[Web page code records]
+--

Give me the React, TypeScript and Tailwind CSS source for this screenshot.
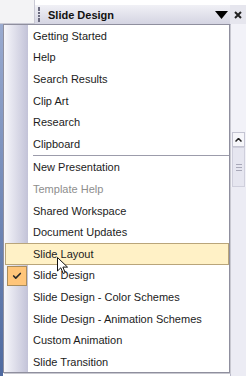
import { Check } from "lucide-react";

type Item = { label: string; disabled?: boolean; hover?: boolean; checked?: boolean };

const GROUP_ONE: Item[] = [
  { label: "Getting Started" },
  { label: "Help" },
  { label: "Search Results" },
  { label: "Clip Art" },
  { label: "Research" },
  { label: "Clipboard" },
];

const GROUP_TWO: Item[] = [
  { label: "New Presentation" },
  { label: "Template Help", disabled: true },
  { label: "Shared Workspace" },
  { label: "Document Updates" },
  { label: "Slide Layout", hover: true },
  { label: "Slide Design", checked: true },
  { label: "Slide Design - Color Schemes" },
  { label: "Slide Design - Animation Schemes" },
  { label: "Custom Animation" },
  { label: "Slide Transition" },
];

function MenuRow({ item }: { item: Item }) {
  return (
    <div className="relative flex h-[21.6px] items-center">
      {item.hover && (
        <div className="absolute inset-y-0 left-[1px] right-0 border border-[#b9a57a] bg-[#fff1c6]" />
      )}
      {item.checked && (
        <div className="absolute left-[3px] top-[1px] flex h-[20px] w-[20px] items-center justify-center border border-[#a98c5c] bg-[#ffc57a]">
          <Check size={10} strokeWidth={4} className="text-[#2a2a2a]" />
        </div>
      )}
      <span
        className={
          "relative pl-[29px] pt-[1px] text-[11px] leading-none " +
          (item.disabled ? "text-[#8e8e8e]" : "text-[#1c1c1c]")
        }
      >
        {item.label}
      </span>
    </div>
  );
}

export default function App() {
  return (
    <div
      className="relative h-[376px] w-[246px] overflow-hidden bg-white"
      style={{ fontFamily: '"Liberation Sans", Arial, sans-serif' }}
    >
      {/* title row */}
      <div className="flex h-[24px]">
        <div className="w-[35px] border-b border-r border-[#c9c9d4] bg-[#f3f3f5]" />
        <div className="flex flex-1 flex-col">
          <div className="h-[5px] bg-white" />
          <div className="flex flex-1 items-center bg-gradient-to-b from-[#f1f1f6] to-[#d4d4e2]">
            <div className="ml-[3px] flex h-[16px] w-[3px] flex-col justify-between">
              {Array.from({ length: 6 }).map((_, i) => (
                <div key={i} className="h-[2px] w-[2px] bg-[#6c6c80]" />
              ))}
            </div>
            <span className="ml-[7px] pt-[2px] text-[11px] font-bold text-[#111]">Slide Design</span>
            <div className="flex-1" />
            <svg width="13" height="8" viewBox="0 0 13 8" className="mr-[2px] mt-[1px]">
              <path d="M0 0 H13 L6.5 8 Z" fill="#000" />
            </svg>
            <div className="flex h-full w-[16px] items-center justify-center bg-[#e6e6ee]">
              <svg width="8" height="8" viewBox="0 0 8 8">
                <path d="M1 1 L7 7 M7 1 L1 7" stroke="#222" strokeWidth="2" />
              </svg>
            </div>
          </div>
        </div>
      </div>

      {/* body behind menu */}
      <div className="flex h-[352px]">
        <div className="w-[3px] bg-gradient-to-b from-[#9aabd0] to-[#4f6aa0]" />
        <div className="flex-1 bg-white" />
        <div className="flex w-[16px] flex-col border-l border-[#b8b8c8] bg-[#f2f2f8]">
          <div className="h-[108px]" />
          <div className="mx-[1px] flex h-[15px] items-center justify-center border border-[#c4c4d2] bg-[#f6f6fa]">
            <svg width="7" height="4" viewBox="0 0 7 4">
              <path d="M0.5 3.5 L3.5 0.5 L6.5 3.5" stroke="#222" strokeWidth="1.5" fill="none" />
            </svg>
          </div>
          <div className="mx-[1px] flex h-[40px] flex-col items-center justify-center gap-[2px] border border-[#cfcfdc] bg-[#e6e6f0]">
            <div className="h-px w-[6px] bg-[#a8a8b8]" />
            <div className="h-px w-[6px] bg-[#a8a8b8]" />
            <div className="h-px w-[6px] bg-[#a8a8b8]" />
          </div>
          <div className="flex-1 bg-[#ececf4]" />
        </div>
      </div>

      {/* dropdown menu */}
      <div className="absolute left-[3px] top-[24px] h-[349px] w-[227px] border border-[#8f8f9e] bg-white shadow-[1px_1px_0_#c8c8d0]">
        <div className="absolute inset-y-0 left-0 w-[24px] bg-gradient-to-r from-[#f7f7fb] to-[#c3c3d8]" />
        <div className="relative flex flex-col">
          {GROUP_ONE.map((item) => (
            <MenuRow key={item.label} item={item} />
          ))}
          <div className="flex h-[2px] items-center pl-[29px]">
            <div className="h-px flex-1 bg-[#9c9cab]" />
          </div>
          {GROUP_TWO.map((item) => (
            <MenuRow key={item.label} item={item} />
          ))}
        </div>
      </div>

      {/* mouse pointer */}
      <svg width="12" height="18" viewBox="0 0 12 18" className="absolute left-[57px] top-[257px]">
        <path d="M0.5 0.5 V14 L3.8 10.8 L6.2 16.5 L8.2 15.6 L5.9 10.1 H10.5 Z" fill="#fff" stroke="#111" strokeWidth="1" />
      </svg>
    </div>
  );
}
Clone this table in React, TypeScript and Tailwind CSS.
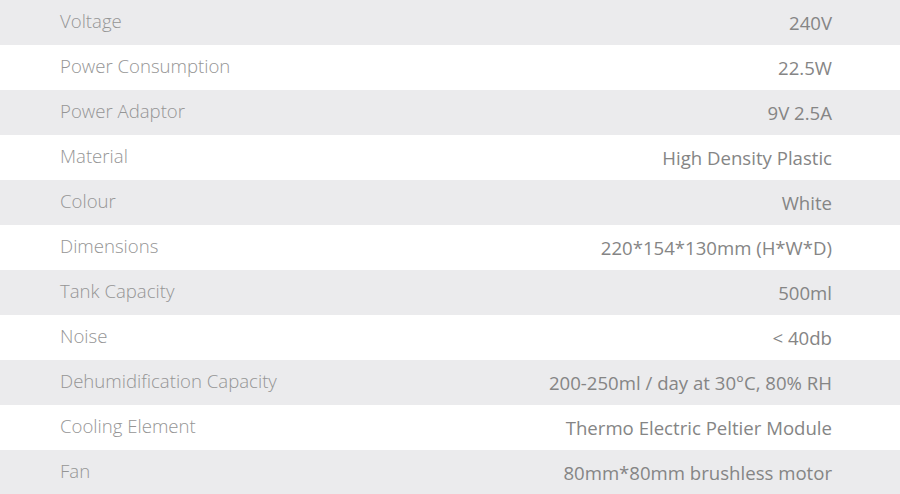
const specs: [string, string][] = [
  ['Voltage', '240V'],
  ['Power Consumption', '22.5W'],
  ['Power Adaptor', '9V 2.5A'],
  ['Material', 'High Density Plastic'],
  ['Colour', 'White'],
  ['Dimensions', '220*154*130mm (H*W*D)'],
  ['Tank Capacity', '500ml'],
  ['Noise', '< 40db'],
  ['Dehumidification Capacity', '200-250ml / day at 30°C, 80% RH'],
  ['Cooling Element', 'Thermo Electric Peltier Module'],
  ['Fan', '80mm*80mm brushless motor'],
];

export default function App() {
  return (
    <div className="w-[900px] h-[494px] overflow-hidden bg-white font-['Open_Sans',sans-serif]">
      {specs.map(([label, value], i) => (
        <div
          key={label}
          className={
            'flex h-[45px] items-center justify-between pl-[60px] pr-[68px] text-[18.6px] ' +
            (i % 2 === 0 ? 'bg-[#ebebed]' : 'bg-white')
          }
        >
          <span className="font-light text-[#959595] pb-[3px]">{label}</span>
          <span className="font-normal text-[#858585]">{value}</span>
        </div>
      ))}
    </div>
  );
}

+--

**Instruction:**
Quote the data exactly, leaving every image out of the copy.

**Result for this exercise:**
Give me the React, TypeScript and Tailwind CSS source for this screenshot.
import { Check } from "lucide-react";

type Item = { label: string; disabled?: boolean; hover?: boolean; checked?: boolean };

const GROUP_ONE: Item[] = [
  { label: "Getting Started" },
  { label: "Help" },
  { label: "Search Results" },
  { label: "Clip Art" },
  { label: "Research" },
  { label: "Clipboard" },
];

const GROUP_TWO: Item[] = [
  { label: "New Presentation" },
  { label: "Template Help", disabled: true },
  { label: "Shared Workspace" },
  { label: "Document Updates" },
  { label: "Slide Layout", hover: true },
  { label: "Slide Design", checked: true },
  { label: "Slide Design - Color Schemes" },
  { label: "Slide Design - Animation Schemes" },
  { label: "Custom Animation" },
  { label: "Slide Transition" },
];

function MenuRow({ item }: { item: Item }) {
  return (
    <div className="relative flex h-[21.6px] items-center">
      {item.hover && (
        <div className="absolute inset-y-0 left-[1px] right-0 border border-[#b9a57a] bg-[#fff1c6]" />
      )}
      {item.checked && (
        <div className="absolute left-[3px] top-[1px] flex h-[20px] w-[20px] items-center justify-center border border-[#a98c5c] bg-[#ffc57a]">
          <Check size={10} strokeWidth={4} className="text-[#2a2a2a]" />
        </div>
      )}
      <span
        className={
          "relative pl-[29px] pt-[1px] text-[11px] leading-none " +
          (item.disabled ? "text-[#8e8e8e]" : "text-[#1c1c1c]")
        }
      >
        {item.label}
      </span>
    </div>
  );
}

export default function App() {
  return (
    <div
      className="relative h-[376px] w-[246px] overflow-hidden bg-white"
      style={{ fontFamily: '"Liberation Sans", Arial, sans-serif' }}
    >
      {/* title row */}
      <div className="flex h-[24px]">
        <div className="w-[35px] border-b border-r border-[#c9c9d4] bg-[#f3f3f5]" />
        <div className="flex flex-1 flex-col">
          <div className="h-[5px] bg-white" />
          <div className="flex flex-1 items-center bg-gradient-to-b from-[#f1f1f6] to-[#d4d4e2]">
            <div className="ml-[3px] flex h-[16px] w-[3px] flex-col justify-between">
              {Array.from({ length: 6 }).map((_, i) => (
                <div key={i} className="h-[2px] w-[2px] bg-[#6c6c80]" />
              ))}
            </div>
            <span className="ml-[7px] pt-[2px] text-[11px] font-bold text-[#111]">Slide Design</span>
            <div className="flex-1" />
            <svg width="13" height="8" viewBox="0 0 13 8" className="mr-[2px] mt-[1px]">
              <path d="M0 0 H13 L6.5 8 Z" fill="#000" />
            </svg>
            <div className="flex h-full w-[16px] items-center justify-center bg-[#e6e6ee]">
              <svg width="8" height="8" viewBox="0 0 8 8">
                <path d="M1 1 L7 7 M7 1 L1 7" stroke="#222" strokeWidth="2" />
              </svg>
            </div>
          </div>
        </div>
      </div>

      {/* body behind menu */}
      <div className="flex h-[352px]">
        <div className="w-[3px] bg-gradient-to-b from-[#9aabd0] to-[#4f6aa0]" />
        <div className="flex-1 bg-white" />
        <div className="flex w-[16px] flex-col border-l border-[#b8b8c8] bg-[#f2f2f8]">
          <div className="h-[108px]" />
          <div className="mx-[1px] flex h-[15px] items-center justify-center border border-[#c4c4d2] bg-[#f6f6fa]">
            <svg width="7" height="4" viewBox="0 0 7 4">
              <path d="M0.5 3.5 L3.5 0.5 L6.5 3.5" stroke="#222" strokeWidth="1.5" fill="none" />
            </svg>
          </div>
          <div className="mx-[1px] flex h-[40px] flex-col items-center justify-center gap-[2px] border border-[#cfcfdc] bg-[#e6e6f0]">
            <div className="h-px w-[6px] bg-[#a8a8b8]" />
            <div className="h-px w-[6px] bg-[#a8a8b8]" />
            <div className="h-px w-[6px] bg-[#a8a8b8]" />
          </div>
          <div className="flex-1 bg-[#ececf4]" />
        </div>
      </div>

      {/* dropdown menu */}
      <div className="absolute left-[3px] top-[24px] h-[349px] w-[227px] border border-[#8f8f9e] bg-white shadow-[1px_1px_0_#c8c8d0]">
        <div className="absolute inset-y-0 left-0 w-[24px] bg-gradient-to-r from-[#f7f7fb] to-[#c3c3d8]" />
        <div className="relative flex flex-col">
          {GROUP_ONE.map((item) => (
            <MenuRow key={item.label} item={item} />
          ))}
          <div className="flex h-[2px] items-center pl-[29px]">
            <div className="h-px flex-1 bg-[#9c9cab]" />
          </div>
          {GROUP_TWO.map((item) => (
            <MenuRow key={item.label} item={item} />
          ))}
        </div>
      </div>

      {/* mouse pointer */}
      <svg width="12" height="18" viewBox="0 0 12 18" className="absolute left-[57px] top-[257px]">
        <path d="M0.5 0.5 V14 L3.8 10.8 L6.2 16.5 L8.2 15.6 L5.9 10.1 H10.5 Z" fill="#fff" stroke="#111" strokeWidth="1" />
      </svg>
    </div>
  );
}
Clone this table in React, TypeScript and Tailwind CSS.
const specs: [string, string][] = [
  ['Voltage', '240V'],
  ['Power Consumption', '22.5W'],
  ['Power Adaptor', '9V 2.5A'],
  ['Material', 'High Density Plastic'],
  ['Colour', 'White'],
  ['Dimensions', '220*154*130mm (H*W*D)'],
  ['Tank Capacity', '500ml'],
  ['Noise', '< 40db'],
  ['Dehumidification Capacity', '200-250ml / day at 30°C, 80% RH'],
  ['Cooling Element', 'Thermo Electric Peltier Module'],
  ['Fan', '80mm*80mm brushless motor'],
];

export default function App() {
  return (
    <div className="w-[900px] h-[494px] overflow-hidden bg-white font-['Open_Sans',sans-serif]">
      {specs.map(([label, value], i) => (
        <div
          key={label}
          className={
            'flex h-[45px] items-center justify-between pl-[60px] pr-[68px] text-[18.6px] ' +
            (i % 2 === 0 ? 'bg-[#ebebed]' : 'bg-white')
          }
        >
          <span className="font-light text-[#959595] pb-[3px]">{label}</span>
          <span className="font-normal text-[#858585]">{value}</span>
        </div>
      ))}
    </div>
  );
}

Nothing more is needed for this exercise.